Carolina Parenting’s Web sites also offer the opportunity to reach many more people, serving as both an informational outlet and a gathering tool.
“Publishing is a constantly evolving process,” Havranek explains. “Expanding our Web site’s capabilities gives us opportunities to communicate more effectively with our readers, for information sharing that flows both ways. We don’t want to make assumptions about what’s going on in the parenting world.”
Carolina Parenting takes a unique approach to new ideas, one that doesn’t tax staff members’ time and resources. Since Ethridge is not a publisher or editor, he takes on the role of “beta tester” for new projects. If he determines that the idea has legs, he gets the ball rolling, hires new staff if necessary and then hands the project off.
An annual college guide for parents and students is a recently launched project.
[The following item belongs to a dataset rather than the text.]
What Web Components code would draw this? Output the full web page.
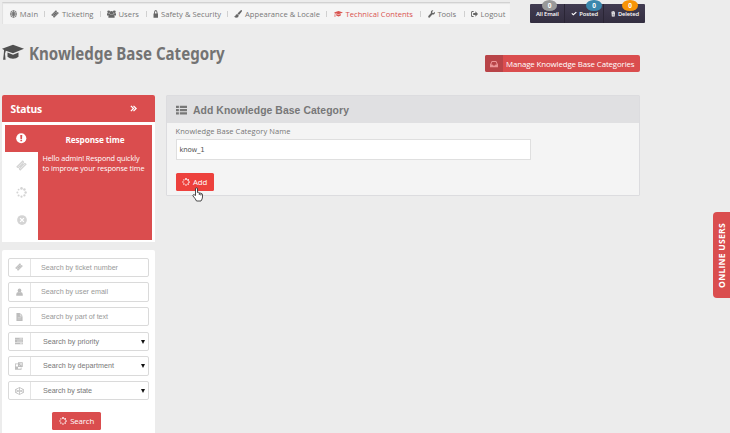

Ethridge managed the development process, helped sell ads and sponsorships and made sure costs stayed under control.
“The great thing about that arrangement is, if it doesn’t work out then it’s not a big deal,” Ethridge says. “Right now I’m working with a Web site consultant for our new format, doing some behind-the-scenes work. Our company’s staff consists of some of the most talented people on the planet. Why would I want to distract them from their work?”
Ethridge is content with the way things are progressing and doesn’t feel the biggest growth opportunities presently involve acquisitions. But he’s not closing the door on the possibility either. He keeps a close eye on and maintains good relationships with other regional parenting publications. For now, ramping up Web sites, launching special publications and sharpening the focus on their target market is keeping them busy and on the map for many parents.
“To some degree, our publications go beyond just being information outlets,” Ethridge says. “They provide a sense of community, creating an understanding that somebody is out there thinking about what parents want and need. I consider them touchstones.”